Impact of Magnetic Ion Substitution on the Crystal Structure of Multiferroic Aurivillius Phases

The five-layered (m = 5) Bi6Ti2.99Fe1.46Mn0.55O18 Aurivillius material is a rare example of a single-phase room temperature ferroelectric-ferrimagnetic multiferroic that shows promise for energy-efficient memory devices. Its ferrimagnetism is thought to derive from the natural partitioning of magnetic ions to the central perovskite layer, engendered by chemically-driven lattice strains, together with ferromagnetic coupling via superexchange mechanisms. Motivated by the expectation of an enhancement in magnetization with increased magnetic ion content, this study examines systematic B-site substitutions with the aim of increasing (from the current level of 40%) the proportion of magnetic ions within the structure. The solubility limits of magnetic cations in this structure and their influence on the superlattice layering are investigated. Studies of Aurivillius phase films on c-sapphire with composition Bi6TixFeyMnzO18 (B6TFMO; x = 2.3 to 3.2, y = 1.2 to 2.0, z = 0.3 to 0.9) demonstrated that above ca. 46% of B-site magnetic cations, the m = 5 structure first rearranges into a mixed-phase material based on m = 5 and six-layered (m = 6) structures and eventually evolves into an m = 6 phase with 54% magnetic cations at the B-site.

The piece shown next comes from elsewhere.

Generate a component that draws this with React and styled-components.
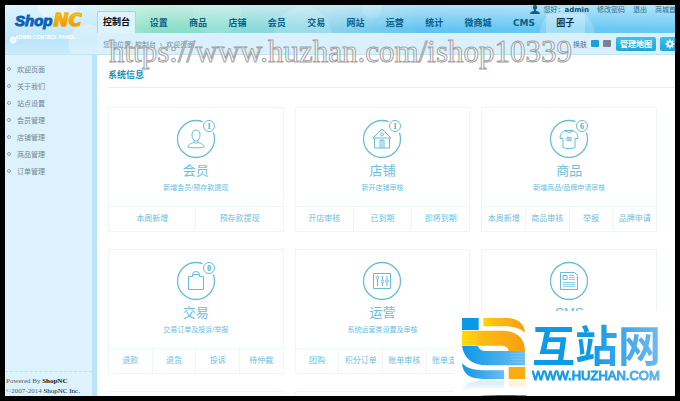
import React from 'react';
import styled, { createGlobalStyle } from 'styled-components';

const GlobalStyle = createGlobalStyle`
    * {
        box-sizing: border-box;
    }

    body {
        margin: 0;
        background: #000;
        font-family: 'Liberation Sans', 'Noto Sans CJK SC', sans-serif;
        font-size: 7px;
        color: #6d8794;
    }

    a {
        color: inherit;
        text-decoration: none;
    }
`;

const Frame = styled.div`
    height: 100vh;
    padding: 5px;
    background: #000;
`;

const Window = styled.div`
    position: relative;
    display: grid;
    grid-template-columns: 92px minmax(0, 1fr);
    grid-template-rows: auto minmax(0, 1fr);
    height: 100%;
    overflow: hidden;
    background: #fff;
`;

const Brand = styled.div`
    padding: 4px 0 0 10px;
    border-bottom: 1px solid #c3e4f2;
    background:
        radial-gradient(circle at 8px 35px, #eef9ff 0 3px, transparent 4px),
        radial-gradient(circle at 52px -4px, rgba(255, 255, 255, 0.3) 0 20px, transparent 21px),
        radial-gradient(circle at 84px 40px, rgba(255, 255, 255, 0.3) 0 20px, transparent 21px),
        linear-gradient(#dcf3fd, #bde5fa 75%, #cbebfb);
`;

const Logo = styled.div`
    display: flex;
    align-items: baseline;
    height: 22px;
    line-height: 22px;
    font-weight: bold;
    font-style: italic;
`;

const LogoShop = styled.span`
    color: #0b62b8;
    font-size: 15px;
    -webkit-text-stroke: 1px #0b62b8;
`;

const LogoNC = styled.span`
    padding: 0 2px 0 1px;
    font-family: 'DejaVu Sans', sans-serif;
    font-size: 18px;
    color: transparent;
    background: linear-gradient(#ffc20e 25%, #f08a00 85%);
    background-clip: text;
    -webkit-text-stroke: 1px #f9a608;
`;

const Tagline = styled.div`
    color: #fff;
    font-size: 5px;
    font-weight: bold;
    line-height: 12px;
    white-space: nowrap;
`;

const Header = styled.header`
    min-width: 0;
    background:
        radial-gradient(circle at 470px 30px, rgba(255, 255, 255, 0.2) 0 27px, transparent 28px),
        radial-gradient(circle at 275px 4px, rgba(255, 255, 255, 0.15) 0 9px, transparent 10px),
        radial-gradient(circle at 206px 30px, rgba(255, 255, 255, 0.15) 0 28px, transparent 29px),
        radial-gradient(circle at 120px 6px, rgba(255, 255, 255, 0.1) 0 24px, transparent 25px),
        linear-gradient(rgba(255, 255, 255, 0.5), rgba(255, 255, 255, 0) 24px),
        linear-gradient(90deg, #b9e9ec, #8ce0c4 10%, #8adbd5 24%, #8dd4ec 40%, #63c4f1 56%, #6bcaf4);
`;

const UserBar = styled.div`
    display: flex;
    justify-content: flex-end;
    height: 9px;
    margin-right: -8px;
    line-height: 9px;
    white-space: nowrap;
    color: #2e6a8c;
`;

const UserIcon = styled.svg`
    width: 10px;
    height: 9px;
    margin-right: 4px;
`;

const UserLink = styled.a`
    margin-left: 8px;
`;

const UserName = styled.strong`
    font-family: 'DejaVu Sans', sans-serif;
    color: #0d4f78;
`;

const Nav = styled.nav`
    display: flex;
    align-items: flex-end;
    max-width: 488px;
    height: 19px;
    font-size: 9px;
    font-weight: bold;
    line-height: 19px;
    text-align: center;
    white-space: nowrap;
`;

const ActiveTab = styled.a`
    height: 22px;
    margin-right: 3px;
    padding: 1px 5px 0;
    border: 1px solid #a5d5e2;
    border-bottom: 0;
    border-radius: 2px 2px 0 0;
    background: #dff3fb;
    color: #000;
`;

const NavItem = styled.a`
    flex: 1 1 auto;
    color: ${(props) => (props.$hover ? '#0a3352' : '#0b5f8a')};
    background: ${(props) => (props.$hover ? 'rgba(255, 255, 255, 0.25)' : 'none')};
    font-family: ${(props) => (props.$latin ? "'DejaVu Sans', sans-serif" : 'inherit')};
`;

const ToolBar = styled.div`
    display: flex;
    align-items: center;
    height: 22px;
    padding-left: 6px;
    border-bottom: 1px solid #c3e4f2;
    background: #daf1fd;
    overflow: hidden;
    white-space: nowrap;
`;

const Crumbs = styled.div`
    flex: 1;
    color: #6f929f;
`;

const SkinPicker = styled.fieldset`
    display: flex;
    align-items: center;
    gap: 4px;
    margin: 0 5px 0 0;
    padding: 0;
    border: 0;
    color: #3f7690;
`;

const SkinSwatch = styled.input`
    appearance: none;
    width: 8px;
    height: 7px;
    margin: 0;
    border-radius: 1px;
    background: ${(props) => props.$color};
`;

const ToolButton = styled.button`
    display: flex;
    align-items: center;
    justify-content: center;
    flex: none;
    width: ${(props) => (props.$icon ? '19px' : '40px')};
    height: 14px;
    margin-right: ${(props) => (props.$icon ? '-4px' : '4px')};
    padding: 0;
    border: 0;
    border-radius: 2px;
    background: linear-gradient(#3fc1ea, #1ea5d8);
    color: #fff;
    font-family: inherit;
    font-size: 8px;
    font-weight: bold;
`;

const Sidebar = styled.aside`
    display: flex;
    flex-direction: column;
    justify-content: space-between;
    border-right: 5px solid #bce4f8;
    background: #dcf2fd;
`;

const Menu = styled.ul`
    margin: 0;
    padding: 5px 0 0 2px;
    list-style: none;
`;

const MenuItem = styled.li`
    display: flex;
    align-items: center;
    gap: 6px;
    height: 17px;
`;

const Bullet = styled.svg`
    width: 4px;
    height: 4px;
    fill: none;
    stroke: #8aa3af;
`;

const Copyright = styled.footer`
    padding: 4px 0 0 1px;
    border-top: 1px dashed #c4dde8;
    font-family: 'Liberation Serif', serif;
    font-size: 7px;
    line-height: 10px;
    white-space: nowrap;
    color: #4c5a60;
`;

const CopyrightLink = styled.a`
    color: #111;
    font-weight: ${(props) => (props.$bold ? 'bold' : 'normal')};
`;

const Main = styled.main`
    min-width: 0;
    padding-left: 11px;
    overflow: hidden;
`;

const SectionTitle = styled.h1`
    margin: 0;
    padding: 10px 0 2px;
    border-bottom: 1px solid #e0f1f3;
    color: #1594b4;
    font-size: 9px;
    line-height: 20px;
`;

const Cards = styled.div`
    display: grid;
    grid-template-columns: repeat(3, minmax(0, 1fr));
    gap: 17px 11px;
    margin: 19px 18px 0 0;
`;

const Card = styled.section`
    min-height: 125px;
    border: 1px solid #edf7fa;
    color: #6bbedb;
    text-align: center;
`;

const CardBody = styled.div`
    padding: 11px 0;
`;

const CardIcon = styled.svg`
    display: block;
    width: 40px;
    height: 40px;
    margin: 0 auto 2px;
    overflow: visible;
    fill: none;
    stroke: #68bcd9;
`;

const BadgeText = styled.text`
    fill: #4aaed2;
    stroke: none;
    font-family: 'Liberation Serif', serif;
    font-size: 8px;
    font-weight: bold;
    text-anchor: middle;
`;

const CardTitle = styled.h2`
    margin: 0;
    font-size: 13px;
    font-weight: normal;
    line-height: 20px;
`;

const CardNote = styled.p`
    margin: 0;
    line-height: 14px;
`;

const CardActions = styled.div`
    display: flex;
    border-top: 1px solid #edf7fa;
    font-size: 8px;
    line-height: 24px;
`;

const CardAction = styled.a`
    flex: 1 1 0;
    white-space: nowrap;

    & + & {
        border-left: 1px solid #edf7fa;
    }
`;

const SiteMark = styled.div`
    position: absolute;
    top: 33px;
    left: 104px;
    color: rgba(255, 255, 255, 0.6);
    font-family: 'Liberation Serif', serif;
    font-size: 31px;
    line-height: 28px;
    white-space: nowrap;
    -webkit-text-stroke: 1px #a3a3a3;
    pointer-events: none;
`;

const Stamp = styled.div`
    position: absolute;
    right: 0;
    bottom: 0;
    display: flex;
    gap: 5px;
    width: 221px;
    height: 85px;
    padding: 7px 0 0 8px;
    background: #fff;
    overflow: hidden;
`;

const StampLogo = styled.svg`
    flex: none;
    width: 65px;
    height: 78px;
`;

const StampName = styled.div`
    font-family: 'Noto Sans CJK SC', sans-serif;
    font-size: 43px;
    font-weight: bold;
    line-height: 51px;
    color: transparent;
    background: linear-gradient(90deg, #0d9ae6 45%, #74b9f2);
    background-clip: text;
`;

const StampUrl = styled.div`
    font-size: 13px;
    line-height: 14px;
    color: transparent;
    background: linear-gradient(90deg, #0d9ae6 45%, #74b9f2);
    background-clip: text;
    -webkit-text-stroke: 1px rgba(60, 165, 234, 0.2);
`;

const navItems = ['设置', '商品', '店铺', '会员', '交易', '网站', '运营', '统计', '微商城', 'CMS', '圈子'];

const menuItems = ['欢迎页面', '关于我们', '站点设置', '会员管理', '店铺管理', '商品管理', '订单管理'];

const cards = [
    {
        title: '会员',
        note: '新增会员/预存款提现',
        badge: 1,
        actions: ['本周新增', '预存款提现'],
        icon: (
            <path d="M20 11c-3 0-4 2-4 5 0 3 2 6 4 6s4-3 4-6c0-3-1-5-4-5zM18 21v2c-1 2-6 1-6 5 0 1 16 1 16 0 0-4-5-3-6-5v-2M18 23q2 3 4 0" />
        ),
    },
    {
        title: '店铺',
        note: '新开店铺审核',
        badge: 1,
        actions: ['开店审核', '已到期', '即将到期'],
        icon: (
            <>
                <path d="M11 19l9-9 9 9zM12.500 19v10h15V19M18 29v-8h4v8M20 21v8" />
                <circle cx="20" cy="15.500" r="1.500" />
            </>
        ),
    },
    {
        title: '商品',
        note: '新增商品/品牌申请审核',
        badge: 6,
        actions: ['本周新增', '商品审核', '举报', '品牌申请'],
        icon: (
            <>
                <path d="M16 11.500h8c3 1 5 4 5 8h-3v9c-3 1.500-9 1.500-12 0v-9h-3c0-4 2-7 5-8zM16 12q4 3 8 0" />
                <path d="M18 18.500h2v3h-2zM20 19l2-1v4l-2-1" />
            </>
        ),
    },
    {
        title: '交易',
        note: '交易订单及投诉/举报',
        badge: 0,
        actions: ['退款', '退货', '投诉', '待仲裁'],
        icon: <path d="M12.500 28.500v-13h4l1-2h5l1 2h4v13zM16.500 15.500v-2q0-3 3.500-3t3.500 3v2" />,
    },
    {
        title: '运营',
        note: '系统运营类设置及审核',
        actions: ['团购', '积分订单', '账单审核', '账单支付'],
        icon: (
            <>
                <path d="M11.500 12.500h17v15h-17zM15.500 18v7M20.500 15v4M20.500 22v3M25 15v3M25 22v3" />
                <circle cx="15.500" cy="16.500" r="1.300" />
                <circle cx="20.500" cy="20.500" r="1.300" />
                <circle cx="25" cy="20" r="1.300" />
            </>
        ),
    },
    {
        title: 'CMS',
        note: '资讯文章/图片画报/会员评论',
        actions: ['文章审核', '画报审核', '评论管理'],
        icon: (
            <>
                <path d="M11.500 11.500h14l3 3v14h-17zM14 14.500h4v4h-4z" />
                <path strokeWidth="0.700" d="M20 14.500h5M20 16.500h6M20 18.500h6M14 21.500h12M14 23.500h12M14 25.500h12" />
            </>
        ),
    },
];

function InfoCard(props) {
    const { title, note, badge, actions, icon } = props;

    return (
        <Card>
            <CardBody>
                <CardIcon viewBox="0 0 40 40" aria-hidden="true">
                    <circle cx="20" cy="20" r="18.500" strokeWidth="1.300" />
                    {icon}
                    {badge !== undefined ? (
                        <>
                            <circle cx="33" cy="7" r="8" fill="#fff" stroke="none" />
                            <circle cx="33" cy="7" r="5.500" />
                            <BadgeText x="33" y="10">{badge}</BadgeText>
                        </>
                    ) : null}
                </CardIcon>
                <CardTitle>{title}</CardTitle>
                <CardNote>{note}</CardNote>
            </CardBody>
            <CardActions>
                {actions.map((action) => <CardAction href="#" key={action}>{action}</CardAction>)}
            </CardActions>
        </Card>
    );
}

function TopBar() {
    return (
        <Header>
            <UserBar>
                <UserIcon viewBox="0 0 10 9" fill="#175a86" aria-hidden="true">
                    <path d="M5 0C3.500 0 2.800 1 2.800 2.300c0 1.200.600 2 1.200 2.500v.900C3 6.300.300 6.300 0 9h10C9.700 6.300 7 6.300 6 5.700v-.900c.600-.500 1.200-1.300 1.200-2.500C7.200 1 6.500 0 5 0z" />
                </UserIcon>
                <span>您好：<UserName>admin</UserName></span>
                <UserLink href="#">修改密码</UserLink>
                <UserLink href="#">退出</UserLink>
                <UserLink href="#">商城首页</UserLink>
            </UserBar>
            <Nav>
                <ActiveTab href="#">控制台</ActiveTab>
                {navItems.map((item) => (
                    <NavItem href="#" key={item} $hover={item === '圈子'} $latin={item === 'CMS'}>{item}</NavItem>
                ))}
            </Nav>
            <ToolBar>
                <Crumbs>您的位置: 控制台 &nbsp;›&nbsp; 欢迎页面</Crumbs>
                <SkinPicker>
                    <span>换肤</span>
                    <SkinSwatch type="radio" name="skin" aria-label="blue" $color="#1a9fd9" defaultChecked />
                    <SkinSwatch type="radio" name="skin" aria-label="grey" $color="#807f92" />
                </SkinPicker>
                <ToolButton type="button">管理地图</ToolButton>
                <ToolButton type="button" aria-label="settings" $icon>
                    <svg width="10" height="10" viewBox="0 0 10 10" fill="none" stroke="#fff" aria-hidden="true">
                        <circle cx="5" cy="5" r="2.300" strokeWidth="1.800" />
                        <path strokeWidth="1.500" d="M5 .500v1.500M5 8v1.500M.500 5h1.500M8 5h1.500M1.800 1.800l1 1M7.200 7.200l1 1M8.200 1.800l-1 1M2.800 7.200l-1 1" />
                    </svg>
                </ToolButton>
            </ToolBar>
        </Header>
    );
}

function HuzhanStamp() {
    return (
        <Stamp>
            <StampLogo viewBox="0 0 195 234" aria-hidden="true">
                <defs>
                    <linearGradient id="gold">
                        <stop offset="0" stopColor="#ffd800" />
                        <stop offset="0.350" stopColor="#fdb813" />
                        <stop offset="1" stopColor="#f6a010" />
                    </linearGradient>
                    <linearGradient id="sky">
                        <stop offset="0" stopColor="#0d98e6" />
                        <stop offset="1" stopColor="#6cbcf3" />
                    </linearGradient>
                    <linearGradient id="fade" x2="0" y2="1">
                        <stop offset="0" stopColor="#d3ebf9" />
                        <stop offset="1" stopColor="#fff" />
                    </linearGradient>
                </defs>
                <path fill="#0d98e6" d="M0 0h50v36H0z" />
                <path fill="url(#gold)" d="M64 0h66c34 0 56 14 59 44-12-12-30-18-55-19H64z" />
                <path fill="url(#sky)" d="M0 84h48c4 12 12 15 26 15h115v43H74C32 142 6 122 0 84z" />
                <path fill="url(#gold)" d="M0 38h120c42 0 69 20 69 61h-49c-2-12-8-16-24-16H0z" />
                <path stroke="#ffe873" d="M0 48h45M0 58h45M0 68h45M0 78h45" />
                <path stroke="#a9d8f8" d="M145 106h44M145 115h44M145 124h44M145 133h44" />
                <path fill="url(#sky)" d="M0 136c18 18 40 21 70 21h56v26H70C32 183 4 176 0 136z" />
                <path fill="#f9ab12" d="M140 147h49v36h-49z" />
                <path fill="url(#fade)" d="M0 222c4-28 30-34 70-34h56v22H70c-30 0-52 2-70 12z" />
                <path fill="#fef3de" d="M140 188h49v18h-49z" />
                <path fill="#1b6f9c" d="M52 234c40-4 120-4 160 0z" />
            </StampLogo>
            <div>
                <StampName>互站网</StampName>
                <StampUrl>WWW.HUZHAN.COM</StampUrl>
            </div>
        </Stamp>
    );
}

export default function App() {
    return (
        <Frame>
            <GlobalStyle />
            <Window>
                <Brand>
                    <Logo>
                        <LogoShop>Shop</LogoShop>
                        <LogoNC>NC</LogoNC>
                    </Logo>
                    <Tagline>ADMIN CONTROL PANEL</Tagline>
                </Brand>
                <TopBar />
                <Sidebar>
                    <Menu>
                        {menuItems.map((item) => (
                            <MenuItem key={item}>
                                <Bullet viewBox="0 0 4 4" aria-hidden="true">
                                    <circle cx="2" cy="2" r="1.500" />
                                </Bullet>
                                <a href="#">{item}</a>
                            </MenuItem>
                        ))}
                    </Menu>
                    <Copyright>
                        Powered By <CopyrightLink href="#" $bold>ShopNC</CopyrightLink>
                        <br />
                        ©2007-2014 <CopyrightLink href="#">ShopNC Inc.</CopyrightLink>
                    </Copyright>
                </Sidebar>
                <Main>
                    <SectionTitle>系统信息</SectionTitle>
                    <Cards>
                        {cards.map((card) => <InfoCard {...card} key={card.title} />)}
                        <Card />
                        <Card />
                    </Cards>
                </Main>
                <SiteMark>https://www.huzhan.com/ishop10339</SiteMark>
                <HuzhanStamp />
            </Window>
        </Frame>
    );
}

It is postulated that increasing the number of perovskite layers by forming the m = 6 structure facilitates the accommodation of additional magnetic cations at a lower average manganese oxidation state (+3.3) compared with an equivalent m = 5 stoichiometry (+4.0). While the minor out-of-plane ferroelectric response decreases as expected with increasing structural reorganization towards the m = 6 phase, the predominant in-plane piezoresponse remains unaffected by magnetic cation substitution. This work shows that higher-layered Aurivillius homologues can be synthesized using aliovalent substitution, without requiring epitaxial growth or kinetically constrained methods.